Exercise directions ->
Copy every line of the listing that holds the string "React".

Given data ->
------------------------

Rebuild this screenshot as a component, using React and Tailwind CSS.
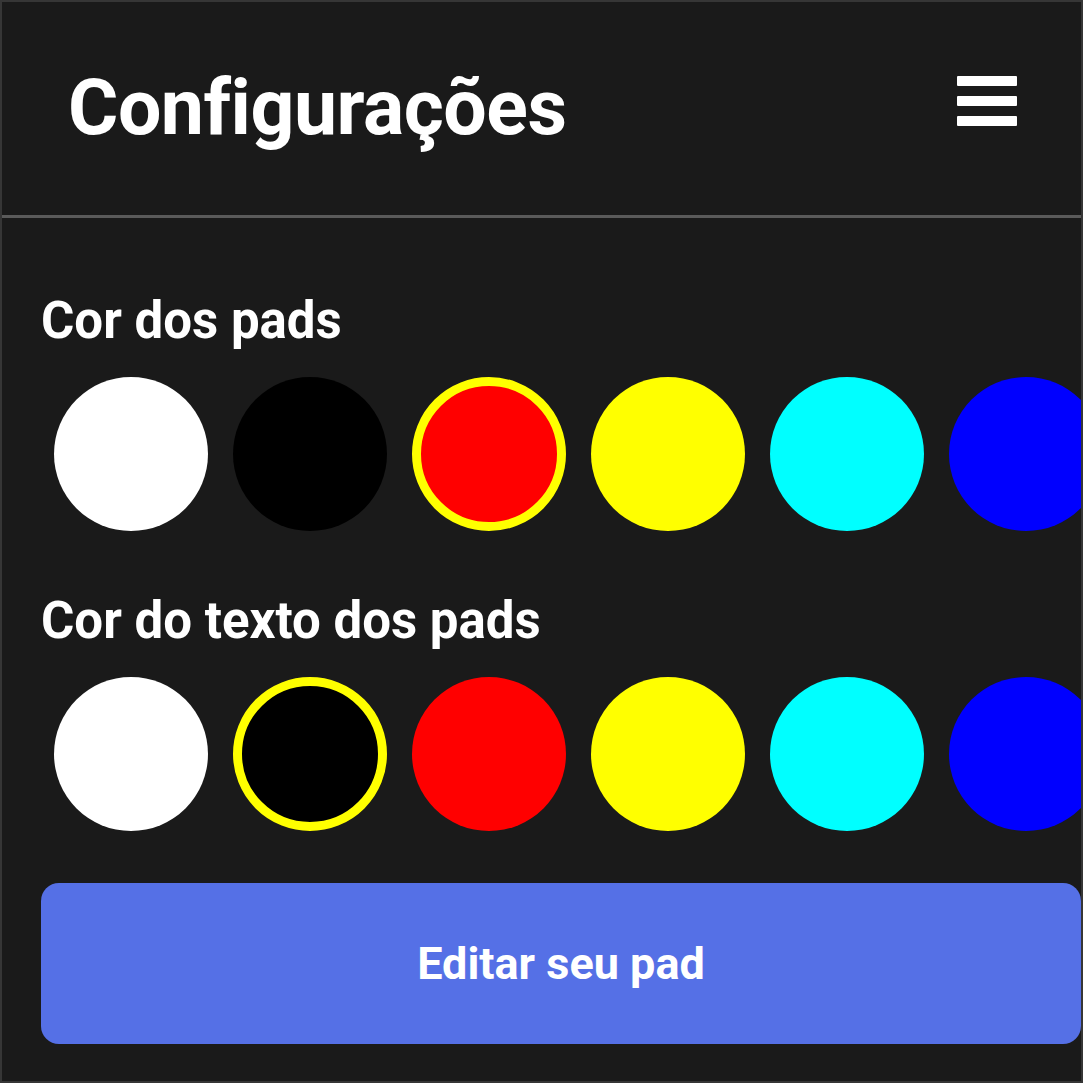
import React from "react";

const colors = ["#ffffff", "#000000", "#ff0000", "#ffff00", "#00ffff", "#0000ff"];

function Row({ selected }) {
  return (
    <div className="flex items-center">
      {colors.map((c, i) => (
        <div key={i} className="mx-[12.5px] shrink-0">
          <div
            className={
              "w-[154px] h-[154px] rounded-full " +
              (i === selected ? "border-[9px] border-[#ffff00]" : "")
            }
            style={{ backgroundColor: c }}
          />
        </div>
      ))}
    </div>
  );
}

export default function App() {
  return (
    <div
      className="w-[1083px] h-[1083px] border-[2px] border-[#363636] bg-[#1a1a1a] overflow-hidden flex flex-col text-white"
      style={{ fontFamily: "Roboto, 'Noto Sans', sans-serif" }}
    >
      <header className="h-[213px] shrink-0 flex items-center justify-between pl-[66px] pr-[64px]">
        <h1 className="text-[77px] font-bold leading-none tracking-[-0.5px]">Configurações</h1>
        <div className="flex flex-col gap-[10px] w-[60px] mb-[16px]">
          <span className="block h-[10px] bg-white rounded-[1px]" />
          <span className="block h-[10px] bg-white rounded-[1px]" />
          <span className="block h-[10px] bg-white rounded-[1px]" />
        </div>
      </header>
      <div className="h-[3px] bg-[#5a5a5a] shrink-0" />
      <main className="pl-[39px] flex flex-col">
        <h2 className="mt-[73px] text-[51px] leading-[60px] font-bold">Cor dos pads</h2>
        <div className="mt-[26px]">
          <Row selected={2} />
        </div>
        <h2 className="mt-[60px] text-[51px] leading-[60px] font-bold">Cor do texto dos pads</h2>
        <div className="mt-[26px]">
          <Row selected={1} />
        </div>
        <button className="mt-[52px] w-[1040px] h-[161px] rounded-[18px] bg-[#5570e6] flex items-center justify-center text-[45px] font-bold text-white">
          Editar seu pad
        </button>
      </main>
    </div>
  );
}
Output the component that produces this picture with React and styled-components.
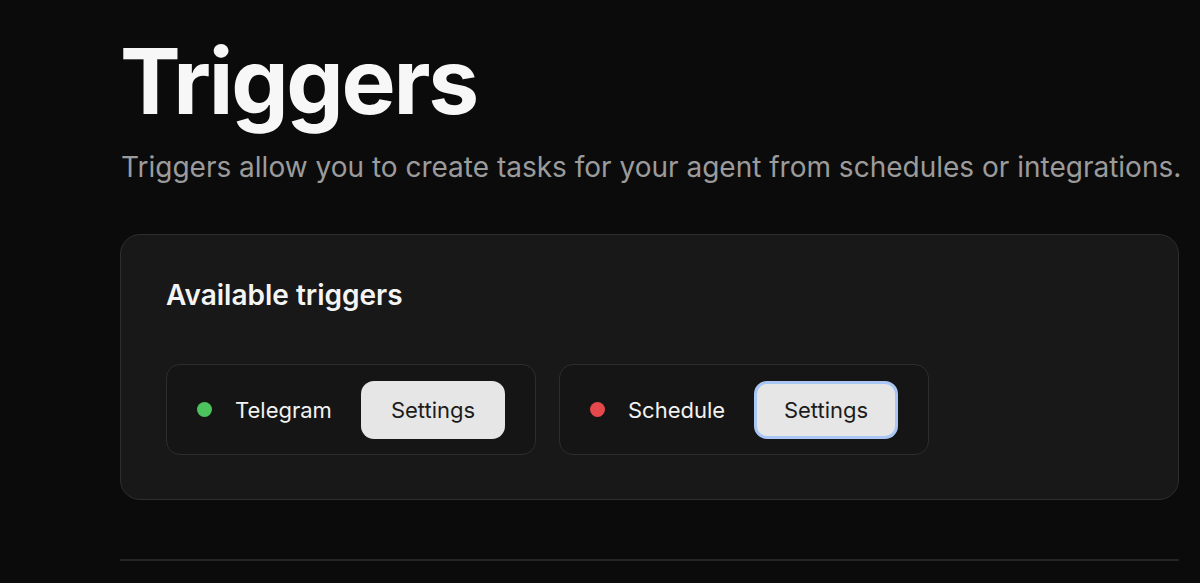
import React from "react";
import styled, { createGlobalStyle } from "styled-components";

const GlobalStyle = createGlobalStyle`
  html, body {
    margin: 0;
    padding: 0;
    background: #0b0b0b;
  }
  body {
    font-family: Inter, "Noto Sans", "Liberation Sans", sans-serif;
    -webkit-font-smoothing: antialiased;
  }
`;

const Page = styled.div`
  min-height: 583px;
  padding: 31px 21px 0 120px;
  box-sizing: border-box;
`;

const Title = styled.h1`
  margin: 0;
  font-size: 91px;
  line-height: 100px;
  font-weight: 700;
  letter-spacing: -0.025em;
  color: #f7f7f7;
`;

const Subtitle = styled.p`
  margin: 17px 0 0 1px;
  font-size: 28px;
  line-height: 39px;
  font-weight: 400;
  color: #9b9b9b;
  white-space: nowrap;
`;

const Card = styled.section`
  margin-top: 47px;
  padding: 45px 45px 44px;
  background: #181818;
  border: 1px solid #2e2e2e;
  border-radius: 20px;
`;

const CardTitle = styled.h2`
  margin: 0;
  font-size: 28px;
  line-height: 31px;
  font-weight: 600;
  color: #f4f4f4;
`;

const TriggerList = styled.div`
  display: flex;
  gap: 23px;
  margin-top: 53px;
`;

const TriggerItem = styled.div`
  display: flex;
  align-items: center;
  width: 370px;
  height: 91px;
  box-sizing: border-box;
  padding: 0 30px;
  background: #151515;
  border: 1px solid #2d2d2d;
  border-radius: 14px;
`;

const Dot = styled.span`
  width: 15px;
  height: 15px;
  border-radius: 50%;
  background: ${(p) => p.$color};
  flex-shrink: 0;
`;

const TriggerName = styled.span`
  margin-left: 23px;
  font-size: 22px;
  font-weight: 400;
  color: #f2f2f2;
`;

const SettingsButton = styled.button`
  margin-left: auto;
  width: 144px;
  height: 58px;
  box-sizing: border-box;
  font-family: inherit;
  font-size: 22px;
  font-weight: 400;
  color: #1c1c1c;
  background: #e6e6e6;
  border: 3px solid ${(p) => (p.$focused ? "#a9c6f4" : "transparent")};
  border-radius: 13px;
  cursor: pointer;
`;

const Divider = styled.hr`
  margin: 59px 0 0;
  height: 2px;
  border: none;
  background: #242424;
`;

const triggers = [
  { name: "Telegram", color: "#4cc35c", focused: false },
  { name: "Schedule", color: "#e5484d", focused: true },
];

export default function App() {
  return (
    <>
      <GlobalStyle />
      <Page>
        <Title>Triggers</Title>
        <Subtitle>
          Triggers allow you to create tasks for your agent from schedules or
          integrations.
        </Subtitle>
        <Card>
          <CardTitle>Available triggers</CardTitle>
          <TriggerList>
            {triggers.map((t) => (
              <TriggerItem key={t.name}>
                <Dot $color={t.color} />
                <TriggerName>{t.name}</TriggerName>
                <SettingsButton $focused={t.focused}>Settings</SettingsButton>
              </TriggerItem>
            ))}
          </TriggerList>
        </Card>
        <Divider />
      </Page>
    </>
  );
}
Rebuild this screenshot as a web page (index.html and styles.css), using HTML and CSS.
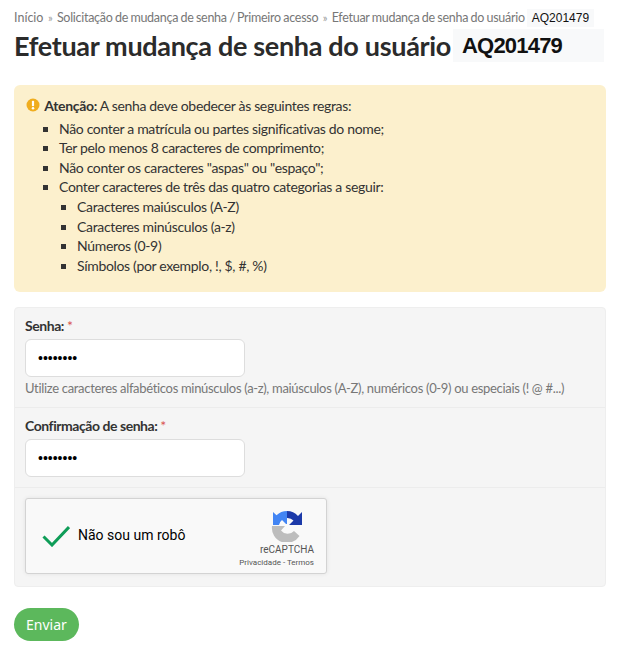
FILE: index.html
```html
<!DOCTYPE html>
<html lang="pt-BR">
<head>
    <meta charset="UTF-8">
    <meta name="viewport" content="width=device-width, initial-scale=1.0">
    <title>Efetuar mudança de senha do usuário</title>
    <link rel="stylesheet" href="styles.css">
</head>
<body>
    <nav class="breadcrumb">
        <a href="#">Início</a>
        <span class="sep">»</span>
        <a href="#">Solicitação de mudança de senha / Primeiro acesso</a>
        <span class="sep">»</span>
        <span>Efetuar mudança de senha do usuário</span>
        <span class="code-small">AQ201479</span>
    </nav>
    <div class="page-title">
        <h1>Efetuar mudança de senha do usuário</h1>
        <span class="code-big">AQ201479</span>
    </div>

    <div class="alert">
        <p class="alert-head">
            <svg class="alert-icon" viewBox="0 0 14 14" width="14" height="14">
                <circle cx="7" cy="7" r="6.5" fill="#f0ad1e"/>
                <rect x="5.9" y="2.8" width="2.2" height="5.4" rx="0.8" fill="#fff"/>
                <circle cx="7" cy="10.3" r="1.25" fill="#fff"/>
            </svg>
            <strong>Atenção:</strong> A senha deve obedecer às seguintes regras:
        </p>
        <ul>
            <li>Não conter a matrícula ou partes significativas do nome;</li>
            <li>Ter pelo menos 8 caracteres de comprimento;</li>
            <li>Não conter os caracteres "aspas" ou "espaço";</li>
            <li>Conter caracteres de três das quatro categorias a seguir:
                <ul>
                    <li>Caracteres maiúsculos (A-Z)</li>
                    <li>Caracteres minúsculos (a-z)</li>
                    <li>Números (0-9)</li>
                    <li>Símbolos (por exemplo, !, $, #, %)</li>
                </ul>
            </li>
        </ul>
    </div>

    <form class="panel">
        <div class="field">
            <label for="senha">Senha: <span class="req">*</span></label>
            <input type="password" id="senha" value="12345678">
            <p class="help">Utilize caracteres alfabéticos minúsculos (a-z), maiúsculos (A-Z), numéricos (0-9) ou especiais (! @ #...)</p>
        </div>
        <div class="field">
            <label for="confirma">Confirmação de senha: <span class="req">*</span></label>
            <input type="password" id="confirma" value="12345678">
        </div>
        <div class="field field-captcha">
            <div class="captcha">
                <svg class="captcha-check" viewBox="0 0 28 22" width="28" height="22">
                    <path d="M1.500 11.500 L10 20 L27 2" fill="none" stroke="#0f9d58" stroke-width="3"/>
                </svg>
                <span class="captcha-label">Não sou um robô</span>
                <div class="captcha-brand">
                    <svg class="captcha-logo" viewBox="0 0 32 32" width="32" height="32">
                        <path d="M16 1 A15 15 0 0 1 27 6 L31 2 V15 H18 L22.500 10.500 A8.500 8.500 0 0 0 16 8 Z" fill="#1c3aa9"/>
                        <path d="M16 1 A15 15 0 0 0 5.500 5.300 L2 2 V15 H8 A8 8 0 0 1 11 10 L15 14 H16 Z" fill="#4285f4"/>
                        <path d="M1 16 H14 L10 20.500 A8.500 8.500 0 0 0 23 21 L28.500 26 A15 15 0 0 1 1 16 Z" fill="#bdbdbd"/>
                    </svg>
                    <span class="captcha-name">reCAPTCHA</span>
                    <span class="captcha-links">Privacidade - Termos</span>
                </div>
            </div>
        </div>
    </form>

    <button class="btn-send" type="button">Enviar</button>
</body>
</html>
```

FILE: styles.css
```css
body {
    margin: 0;
    padding: 9px 12px 10px 14px;
    font-family: Lato, sans-serif;
    font-size: 14px;
    line-height: 1.4;
    letter-spacing: -0.33px;
    color: #333;
    background: #fff;
}
.breadcrumb {
    display: flex;
    align-items: center;
    gap: 4.5px;
    height: 18px;
    font-size: 12.5px;
    letter-spacing: -0.28px;
    word-spacing: -0.5px;
    color: #777;
    white-space: nowrap;
}
.breadcrumb a {
    color: #777;
    text-decoration: none;
}
.breadcrumb a:first-child {
    letter-spacing: 0;
}
.sep {
    color: #999;
    font-size: 11px;
}
.code-small {
    margin-left: -2.5px;
    padding: 0 5px;
    line-height: 18px;
    font-family: "Liberation Sans", sans-serif;
    font-size: 12px;
    letter-spacing: 0;
    color: #111;
    background: #f8f9fa;
}
.page-title {
    display: flex;
    align-items: center;
    gap: 2px;
    margin-top: 2px;
    margin-bottom: 23px;
}
h1 {
    margin: 0;
    font-size: 27px;
    font-weight: 700;
    line-height: 33px;
    letter-spacing: -0.32px;
    color: #2b2b2b;
    white-space: nowrap;
}
.code-big {
    width: 151px;
    padding-left: 9px;
    box-sizing: border-box;
    line-height: 33px;
    font-family: "Liberation Sans", sans-serif;
    font-size: 22px;
    font-weight: 700;
    letter-spacing: -0.8px;
    color: #111;
    background: #f8f9fa;
}
.alert {
    padding: 11px 12px 17px;
    border-radius: 6px;
    background: #fcf0cd;
    color: #333;
}
.alert-head {
    margin: 0 0 3px;
}
.alert-icon {
    vertical-align: -1px;
    margin-right: 1px;
}
.alert ul {
    margin: 0;
    padding-left: 33px;
    list-style: square;
}
.alert ul ul {
    padding-left: 18px;
}
.panel {
    margin-top: 15px;
    border: 1px solid #eee;
    border-radius: 4px;
    background: #f5f5f5;
}
.field {
    padding: 8px 10px 10px;
    border-bottom: 1px solid #ececec;
}
.field-captcha {
    padding: 10px 10px 12px;
    border-bottom: 0;
}
label {
    display: block;
    margin-bottom: 3px;
    font-weight: 700;
    letter-spacing: -0.45px;
    color: #333;
}
.req {
    color: #d9534f;
    font-weight: 400;
}
input {
    display: block;
    width: 220px;
    height: 38px;
    box-sizing: border-box;
    padding: 6px 12px;
    border: 1px solid #ddd;
    border-radius: 6px;
    background: #fff;
    font-size: 14px;
    color: #000;
}
.help {
    margin: 3px 0 0;
    font-size: 13px;
    line-height: 17px;
    letter-spacing: -0.32px;
    color: #777;
    white-space: nowrap;
}
.captcha {
    display: flex;
    align-items: center;
    box-sizing: border-box;
    width: 302px;
    height: 76px;
    padding: 0 12px 0 16px;
    border: 1px solid #d3d3d3;
    border-radius: 3px;
    background: #f9f9f9;
    box-shadow: 0 0 4px rgba(0, 0, 0, 0.08);
}
.captcha-check {
    margin-right: 8px;
}
.captcha-label {
    flex: 1;
    font-family: Roboto, sans-serif;
    font-size: 14px;
    letter-spacing: 0;
    color: #000;
}
.captcha-brand {
    display: flex;
    flex-direction: column;
    align-items: flex-end;
    align-self: flex-start;
    padding-top: 11px;
    font-family: Roboto, sans-serif;
    letter-spacing: 0;
    color: #555;
}
.captcha-logo {
    margin-right: 11px;
}
.captcha-name {
    margin-top: 1px;
    font-size: 10px;
    line-height: 14px;
}
.captcha-links {
    font-size: 8px;
    line-height: 12px;
}
.btn-send {
    display: block;
    margin-top: 21px;
    padding: 0 12px;
    height: 33px;
    border: none;
    border-radius: 17px;
    background: #5cb85c;
    color: #fff;
    font-family: "Noto Sans", sans-serif;
    font-size: 14px;
    cursor: pointer;
}
```
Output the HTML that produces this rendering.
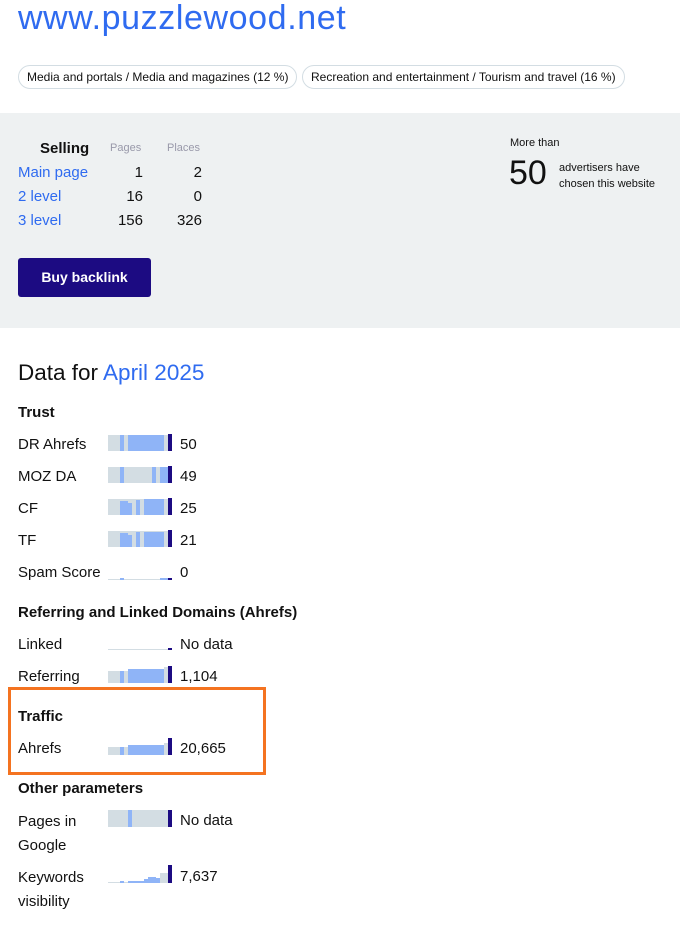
<!DOCTYPE html>
<html><head><meta charset="utf-8"><style>
body{margin:0;width:680px;height:935px;background:#fff;font-family:"Liberation Sans",sans-serif;color:#111;position:relative;overflow:hidden}
.a{position:absolute}
.t{font-size:15px;white-space:nowrap}
.ch{position:absolute;left:108px;width:64px}
.ch div{position:absolute;bottom:0}
.g{background:#d3dde3}.b{background:#8fb4f7}.n{background:#1c0b82}
.h{font-weight:bold;font-size:15px}
</style></head><body>
<div class="a" style="left:18px;top:-1px;font-size:34px;color:#2f6bf0;letter-spacing:0.6px">www.puzzlewood.net</div>
<div class="a t" style="left:18px;top:65px;height:22px;line-height:22px;padding:0 8px;border:1px solid #d3dde3;border-radius:12px;font-size:12px">Media and portals / Media and magazines (12 %)</div>
<div class="a t" style="left:302px;top:65px;height:22px;line-height:22px;padding:0 8px;border:1px solid #d3dde3;border-radius:12px;font-size:12px">Recreation and entertainment / Tourism and travel (16 %)</div>
<div class="a" style="left:0;top:113px;width:680px;height:215px;background:#eef1f2"></div>
<div class="a" style="left:40px;top:140px;font-weight:bold;font-size:15px">Selling</div>
<div class="a" style="left:110px;top:142px;font-size:11px;color:#99a">Pages</div>
<div class="a" style="left:167px;top:142px;font-size:11px;color:#99a">Places</div>
<div class="a t" style="left:18px;top:164px;color:#2f6bf0">Main page</div>
<div class="a t" style="left:18px;top:188px;color:#2f6bf0">2 level</div>
<div class="a t" style="left:18px;top:212px;color:#2f6bf0">3 level</div>
<div class="a t" style="left:100px;width:43px;text-align:right;top:164px">1</div>
<div class="a t" style="left:100px;width:43px;text-align:right;top:188px">16</div>
<div class="a t" style="left:100px;width:43px;text-align:right;top:212px">156</div>
<div class="a t" style="left:160px;width:42px;text-align:right;top:164px">2</div>
<div class="a t" style="left:160px;width:42px;text-align:right;top:188px">0</div>
<div class="a t" style="left:160px;width:42px;text-align:right;top:212px">326</div>
<div class="a" style="left:18px;top:258px;width:133px;height:39px;background:#1c0b82;border-radius:3px;color:#fff;font-weight:bold;font-size:14px;text-align:center;line-height:39px">Buy backlink</div>
<div class="a" style="left:510px;top:137px;font-size:11px">More than</div>
<div class="a" style="left:509px;top:154px;font-size:34px">50</div>
<div class="a" style="left:559px;top:160px;font-size:11px;line-height:16px">advertisers have<br>chosen this website</div>
<div class="a" style="left:18px;top:360px;font-size:22.5px">Data for <span style="color:#2f6bf0">April 2025</span></div>
<div class="a h" style="left:18px;top:404px">Trust</div>
<div class="a t" style="left:18px;top:436px">DR Ahrefs</div>
<div class="a t" style="left:18px;top:468px">MOZ DA</div>
<div class="a t" style="left:18px;top:500px">CF</div>
<div class="a t" style="left:18px;top:532px">TF</div>
<div class="a t" style="left:18px;top:564px">Spam Score</div>
<div class="a t" style="left:180px;top:436px">50</div>
<div class="a t" style="left:180px;top:468px">49</div>
<div class="a t" style="left:180px;top:500px">25</div>
<div class="a t" style="left:180px;top:532px">21</div>
<div class="a t" style="left:180px;top:564px">0</div>
<div class="ch" style="top:434px;height:17px"><div class="g" style="left:0;width:60px;height:16px"></div><div class="b" style="left:12px;width:4px;height:16px"></div><div class="b" style="left:20px;width:36px;height:16px"></div><div class="n" style="left:60px;width:4px;height:17px"></div></div>
<div class="ch" style="top:466px;height:17px"><div class="g" style="left:0;width:60px;height:16px"></div><div class="b" style="left:12px;width:4px;height:16px"></div><div class="b" style="left:44px;width:4px;height:16px"></div><div class="b" style="left:52px;width:8px;height:16px"></div><div class="n" style="left:60px;width:4px;height:17px"></div></div>
<div class="ch" style="top:498px;height:17px"><div class="g" style="left:0;width:60px;height:16px"></div><div class="b" style="left:12px;width:8px;height:14px"></div><div class="b" style="left:20px;width:4px;height:12px"></div><div class="b" style="left:28px;width:4px;height:15px"></div><div class="b" style="left:36px;width:20px;height:16px"></div><div class="n" style="left:60px;width:4px;height:17px"></div></div>
<div class="ch" style="top:530px;height:17px"><div class="g" style="left:0;width:60px;height:16px"></div><div class="b" style="left:12px;width:8px;height:14px"></div><div class="b" style="left:20px;width:4px;height:12px"></div><div class="b" style="left:28px;width:4px;height:15px"></div><div class="b" style="left:36px;width:20px;height:15px"></div><div class="n" style="left:60px;width:4px;height:17px"></div></div>
<div class="ch" style="top:574px;height:6px"><div class="g" style="left:0;width:60px;height:1px"></div><div class="b" style="left:12px;width:4px;height:2px"></div><div class="b" style="left:52px;width:8px;height:2px"></div><div class="n" style="left:60px;width:4px;height:2px"></div></div>
<div class="a h" style="left:18px;top:604px">Referring and Linked Domains (Ahrefs)</div>
<div class="a t" style="left:18px;top:636px">Linked</div>
<div class="a t" style="left:18px;top:668px">Referring</div>
<div class="a t" style="left:180px;top:636px">No data</div>
<div class="a t" style="left:180px;top:668px">1,104</div>
<div class="ch" style="top:645px;height:5px"><div class="g" style="left:0;width:60px;height:1px"></div><div class="n" style="left:60px;width:4px;height:2px"></div></div>
<div class="ch" style="top:666px;height:17px"><div class="g" style="left:0;width:60px;height:12px"></div><div class="b" style="left:12px;width:4px;height:12px"></div><div class="b" style="left:20px;width:36px;height:14px"></div><div class="g" style="left:56px;width:4px;height:16px"></div><div class="n" style="left:60px;width:4px;height:17px"></div></div>
<div class="a" style="left:8px;top:687px;width:252px;height:82px;border:3px solid #f47320"></div>
<div class="a h" style="left:18px;top:708px">Traffic</div>
<div class="a t" style="left:18px;top:740px">Ahrefs</div>
<div class="a t" style="left:180px;top:740px">20,665</div>
<div class="ch" style="top:738px;height:17px"><div class="g" style="left:0;width:60px;height:8px"></div><div class="b" style="left:12px;width:4px;height:8px"></div><div class="b" style="left:20px;width:36px;height:10px"></div><div class="g" style="left:56px;width:4px;height:12px"></div><div class="n" style="left:60px;width:4px;height:17px"></div></div>
<div class="a h" style="left:18px;top:780px">Other parameters</div>
<div class="a t" style="left:18px;top:810px;line-height:24px">Pages in<br>Google</div>
<div class="a t" style="left:180px;top:812px">No data</div>
<div class="a t" style="left:18px;top:866px;line-height:24px">Keywords<br>visibility</div>
<div class="a t" style="left:180px;top:868px">7,637</div>
<div class="ch" style="top:810px;height:17px"><div class="g" style="left:0;width:60px;height:17px"></div><div class="b" style="left:20px;width:4px;height:17px"></div><div class="n" style="left:60px;width:4px;height:17px"></div></div>
<div class="ch" style="top:865px;height:18px"><div class="g" style="left:0;width:60px;height:1px"></div><div class="b" style="left:12px;width:4px;height:2px"></div><div class="b" style="left:20px;width:16px;height:2px"></div><div class="b" style="left:36px;width:4px;height:4px"></div><div class="b" style="left:40px;width:8px;height:6px"></div><div class="b" style="left:48px;width:4px;height:5px"></div><div class="g" style="left:52px;width:8px;height:10px"></div><div class="n" style="left:60px;width:4px;height:18px"></div></div>
</body></html>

------------------------

Response to this exercise ->
Rebuild this screenshot as a component, using React and Tailwind CSS.
import React from "react";
Output the component that produces this picture with React and styled-components.
import React from "react";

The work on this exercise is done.